Produzione con i contro-c..rismi per questo musical Netflix, prima regia della star Lin-Manuel Miranda di Hamilton (e altro). Biografia giovanile del compositore di Rent (Jonathan Larson, morto prematuramente all’apice del successo), ha come mattatore Andrew Garfield, più generoso e frenetico che perfetto. Attenzione: è un musical dove di fatto non si balla. Si canta soltanto, e si cantano le belle canzoni del musical del titolo e di quello precedente, rimasto inedito ma poi confluito nel secondo. Se non avete capito la frase appena scritta, è perché tutto il film gioca sull’idea di un meta-musical inscatolato, dove le storie altro non sono che adattamenti e re-framing di un unico flusso di creatività. Si astengano i Broadway-fobici, perché qui rischierebbero una fastidiosa orchite. Gli amanti invece troveranno cose buone e meno buone, con un approccio comunque onesto.
RED NOTICE
Ancora Netflix per uno dei film più stroncati del mondo. E chi potrebbe dire che è “bello”? Non può certo esserlo nel senso del bello spielberghiano o zemeckisiano (viste le citazioni da Indiana Jones e Pietre Verdi varie), perché i tre protagonisti sono uno più ingessato dell’altro e lo spy-action internazionale non possiede nessuna intima cinefilia grossier. Detto questo, è il film più visto della storia della piattaforma, il più costoso, e si affianca a Tyler Rake, 6 Underground, Spenser Confidential in quell’autorialismo vulgar e in quella ricerca quasi cocciuta di uno spettacolo popolare scervellato che interessa noi teorici – magari meno lo spettatore di bocca raffinata. Rispetto a Michel Bay o Sam Hargrave, però, Rawson Marshall Turber non sembra nemmeno avere la passione per la distruzione totale o per la sequenza spettacolare come filosofia del pericolo oculare. Peccato.

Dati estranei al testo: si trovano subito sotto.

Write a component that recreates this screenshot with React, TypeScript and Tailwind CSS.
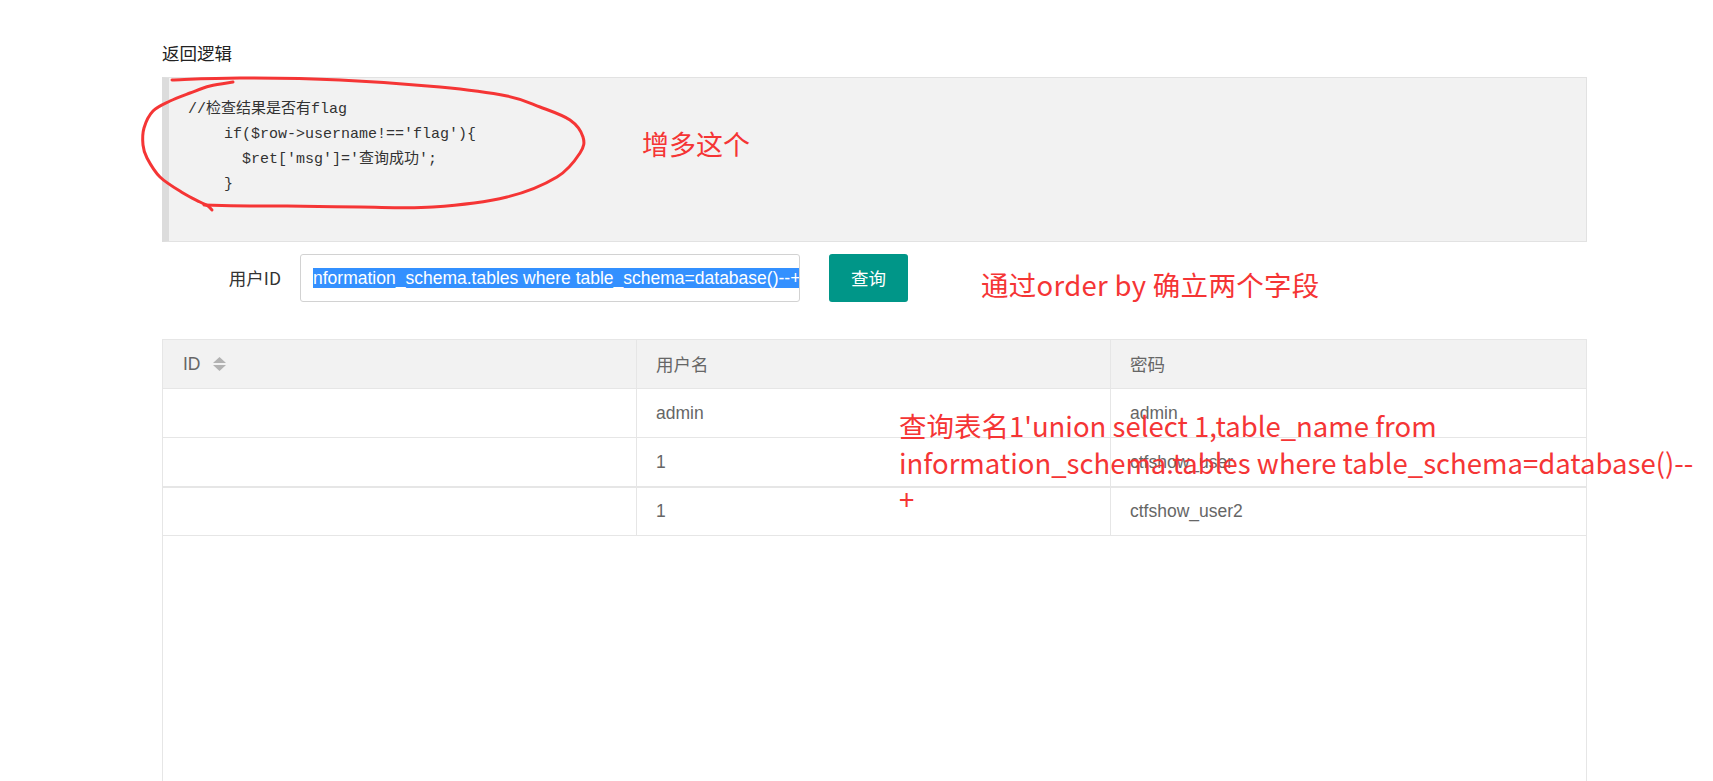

IL VISIONARIO MONDO DI LOUIS WAIN
Esce direttamente su Prime Video la biografia dell’omonimo artista vissuto a in Inghilterra tra Otto e Novecento. Era un tipo stravagante ed ebbe un enorme successo nell’illustrazione popolare disegnando gatti antropomorfizzati – non arrivando al punk di Fritz the Cat ma lasciando loro qualche strana inquietudine anticoloniale negli occhi. Al regista Will Sharpe è sembrata una buona idea arredare e riprendere il mondo britannico di quegli anni come se fosse visto in parte dallo sguardo artistico di Wain e in parte da un gusto pre-lisergico. Ma l’estetica è da feuilleton BBC d’antan e a nulla vale la performance di Benedict Cumberbatch (su cui andrebbe aperto un discorso, visto che alterna ruoli intensamente riusciti ad altri deboli in modo deprimente). Che cinema è questa roba qui? Uno streaming di lusso per domeniche pomeriggio? Un film d’essai capitato sulle piattaforme in epoca di vacche magre? Un ennesimo esempio di come qualsiasi prodotto è ormai un pezzettino di uno specchio senza forma?

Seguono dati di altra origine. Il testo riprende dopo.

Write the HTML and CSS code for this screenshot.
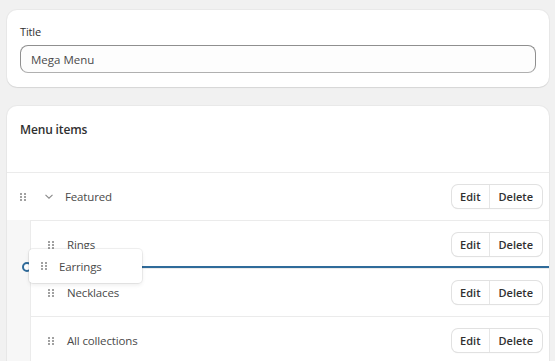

SIR GAIWAN E IL CAVALIERE VERDE
Come accade sempre nell’epoca dei social, questo strano esperimento di David Lowery (regista davvero curioso, nei due sensi dell’aggettivo – curioso lui alla ricerca di forme inconsuete, e curioso per noi come personaggio) ha prima ricevuto lodi sperticate e poi affrontato uno shit-storm epocale. In verità, questo coraggioso recupero di una leggenda minore legata al ciclo arturiano ha sicuramente alcuni meriti, a cominciare dal fatto che la quest magico-folcloristica è portata avanti da un cavaliere inadeguato, che sbaglia tutto ciò che può sbagliare e che per correggere i propri errori deve compiere il sacrificio più grande. Passare due ore a vedere i fallimenti di un “viaggio dell’eroe sbagliato” è abbastanza folle da suscitare simpatia, sicuramente più degli elementi visionari e boormaniani – non sempre all’altezza. C’è poi una serie di allegorie e rimandi che bisogna scovare sul web, perché (a meno che non siate espertissimi della letteratura bretone e dei suoi significati) sfugge inspiegata. In Italia direttamente su Prime Video.
THE VOYEURS
Sempre su Prime Video circola da alcune settimane questo thriller erotico che si vorrebbe rifare, più che a Hitchcock (con citazioni puerili da La finestra sul cortile e La donna che visse due volte), ai suoi epigoni anni Ottanta – tra Verhoeven e De Palma. Quel che ne esce è un Zalman King 2.0, con patinate porcherie miste a una trama mystery senza capo né coda. Spiace per Sydney Sweeney, prorompente e seduttiva come altre volte, cui si spera che un errore del genere non pregiudichi la carriera.